8. "Il bimbo si annoia in classe": una frase simile sminuisce il lavoro dell'insegnante, perché lo si accusa di non essere capace di insegnare nel modo corretto o interessante. La noia è vista come una responsabilità dell'altro. È importante, invece, mantenere aperto il discorso, riportandolo sul bambino, ricercando il ruolo attivo dell'insegnante. Si potrebbe per esempio dire: "mio figlio dice che ha problemi a mantenere l'attenzione, potrebbe aiutarlo a trovare il modo di concentrarsi?".
9. "Dovrebbe cambiare posto a mio figlio perché non va d'accordo con il compagno di banco": non intromettersi mai nelle dinamiche della classe, a meno che non si sospettino cose gravi. Un'antipatia va gestita autonomamente dal bambino, ed è compito dell'insegnante valutare l'equilibrio del gruppo. Si potrebbe in questo caso consigliare al bambino stesso di parlarne con l'insegnante. Oppure si potrebbe informare che questo disagio esiste, senza suggerire come risolvere la situazione. Cercando di portare alla luce il problema, ma si lascia all'insegnante il compito di trovare il modo migliore per risolverlo.

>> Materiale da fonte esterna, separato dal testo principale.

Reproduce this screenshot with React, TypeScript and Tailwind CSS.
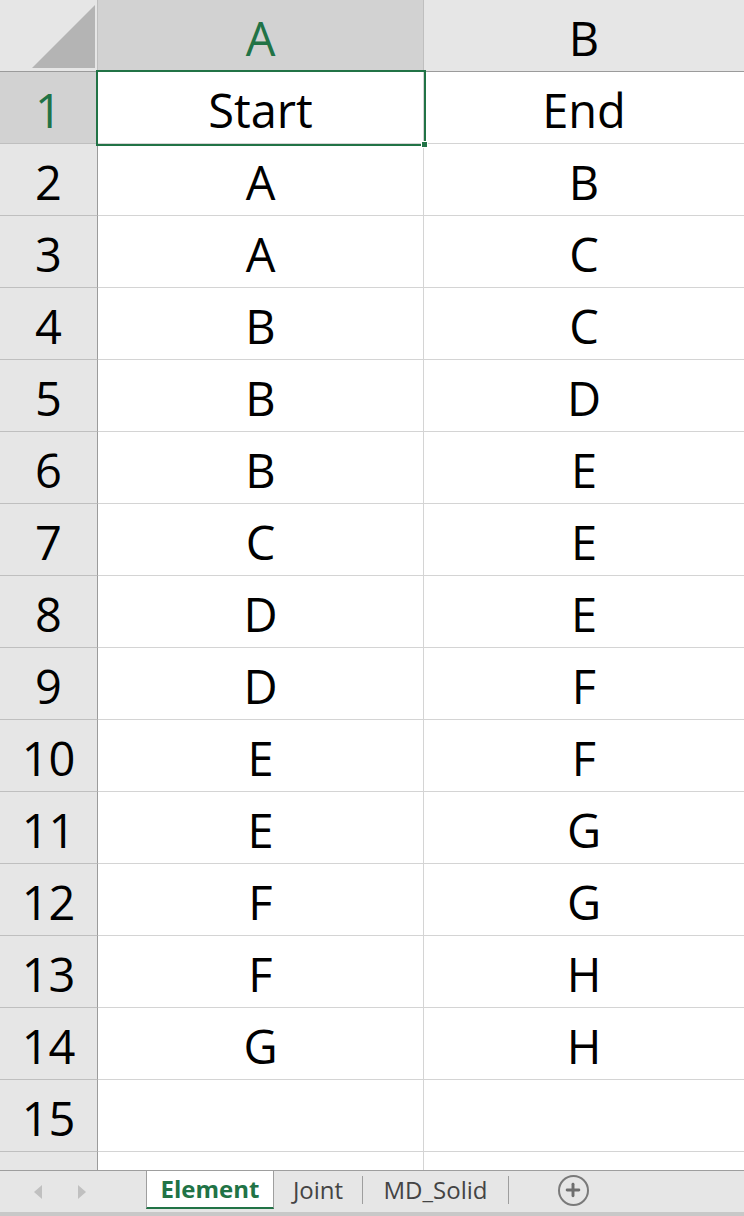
import { Plus } from 'lucide-react'

// ── Data ──────────────────────────────────────────────────────────────────────

const ROWS: [string, string][] = [
  ['Start', 'End'],
  ['A', 'B'],
  ['A', 'C'],
  ['B', 'C'],
  ['B', 'D'],
  ['B', 'E'],
  ['C', 'E'],
  ['D', 'E'],
  ['D', 'F'],
  ['E', 'F'],
  ['E', 'G'],
  ['F', 'G'],
  ['F', 'H'],
  ['G', 'H'],
  ['', ''],
]

const FONT = { fontFamily: '"Open Sans", "Noto Sans", sans-serif' }

// ── Grid pieces ───────────────────────────────────────────────────────────────

function HeaderRow() {
  return (
    <div className="flex h-[72px] border-b border-[#9b9b9b]">
      <div className="w-[98px] shrink-0 bg-[#e6e6e6] border-r border-[#bfbfbf] flex items-end">
        <svg width="97" height="71" viewBox="0 0 97 71">
          <polygon points="32,68 95,68 95,5" fill="#b4b4b4" />
        </svg>
      </div>
      <div className="w-[326px] shrink-0 bg-[#d2d2d2] border-r border-[#bfbfbf] flex items-center justify-center pt-[5px] text-[47px] text-[#217346]">
        A
      </div>
      <div className="flex-1 bg-[#e6e6e6] flex items-center justify-center pt-[5px] text-[47px] text-black">
        B
      </div>
    </div>
  )
}

function DataRow({ label, active, a, b }: { label: string; active?: boolean; a: string; b: string }) {
  return (
    <div className="flex h-[72px]">
      <div
        className={`w-[98px] shrink-0 border-r border-r-[#9b9b9b] border-b border-b-[#bfbfbf] flex items-center justify-center pt-[5px] text-[47px] ${
          active ? 'bg-[#d2d2d2] text-[#217346]' : 'bg-[#e6e6e6] text-black'
        }`}
      >
        {label}
      </div>
      <div className="w-[326px] shrink-0 bg-white border-r border-b border-[#d4d4d4] flex items-center justify-center pt-[5px] text-[47px] text-black">
        {a}
      </div>
      <div className="flex-1 bg-white border-b border-[#d4d4d4] flex items-center justify-center pt-[5px] text-[47px] text-black">
        {b}
      </div>
    </div>
  )
}

// ── Sheet tabs ────────────────────────────────────────────────────────────────

function TabBar() {
  return (
    <div className="h-[46px] bg-[#e6e6e6] border-t border-[#9e9e9e] flex flex-col">
      <div className="flex-1 flex items-stretch">
        <div className="w-[146px] shrink-0 flex items-center gap-[34px] pl-[34px]">
          <svg width="9" height="14" viewBox="0 0 9 14">
            <polygon points="8,0 8,14 0,7" fill="#c0c0c0" />
          </svg>
          <svg width="9" height="14" viewBox="0 0 9 14">
            <polygon points="1,0 1,14 9,7" fill="#c0c0c0" />
          </svg>
        </div>
        <div className="w-[128px] shrink-0 bg-white border-x border-[#9e9e9e] border-b-2 border-b-[#217346] flex items-center justify-center text-[24px] font-bold text-[#217346] mb-[3px]">
          Element
        </div>
        <div className="w-[88px] shrink-0 flex items-center justify-center pb-[3px] text-[24px] text-[#444]">
          Joint
        </div>
        <div className="w-px my-[5px] mb-[8px] bg-[#9e9e9e]" />
        <div className="w-[145px] shrink-0 flex items-center justify-center pb-[3px] text-[24px] text-[#444]">
          MD_Solid
        </div>
        <div className="w-px my-[5px] mb-[8px] bg-[#9e9e9e]" />
        <div className="w-[128px] shrink-0 flex items-center justify-center pb-[3px]">
          <div className="w-[31px] h-[31px] rounded-full border-2 border-[#7a7a7a] flex items-center justify-center">
            <Plus size={20} strokeWidth={3.5} color="#6e6e6e" />
          </div>
        </div>
      </div>
      <div className="h-[4px] bg-[#c8c8c8]" />
    </div>
  )
}

// ── Main component ────────────────────────────────────────────────────────────

export default function App() {
  return (
    <div className="w-[744px] h-[1216px] overflow-hidden bg-white flex flex-col" style={FONT}>
      <div className="relative h-[1170px] overflow-hidden">
        <HeaderRow />
        {ROWS.map(([a, b], i) => (
          <DataRow key={i} label={String(i + 1)} active={i === 0} a={a} b={b} />
        ))}
        <DataRow label="" a="" b="" />

        {/* Active cell selection */}
        <div className="absolute left-[96px] top-[70px] w-[330px] h-[76px] border-2 border-[#217346]" />
        <div className="absolute left-[421px] top-[141px] w-[7px] h-[7px] bg-[#217346] border border-white" />
      </div>
      <TabBar />
    </div>
  )
}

10. "Il prossimo anno cambieremo scuola": questo è un annuncio di guerra, da evitare perché va a incrinare il rapporto con l'insegnante, creando un'atmosfera tesa e controproducente per il bambino. Anche se si sta valutando questa opzione, non è il caso di esprimerla apertamente. Meglio cercare un confronto con l'insegnante, per capire se il rapporto si possa migliorare prima di prendere decisioni drastiche.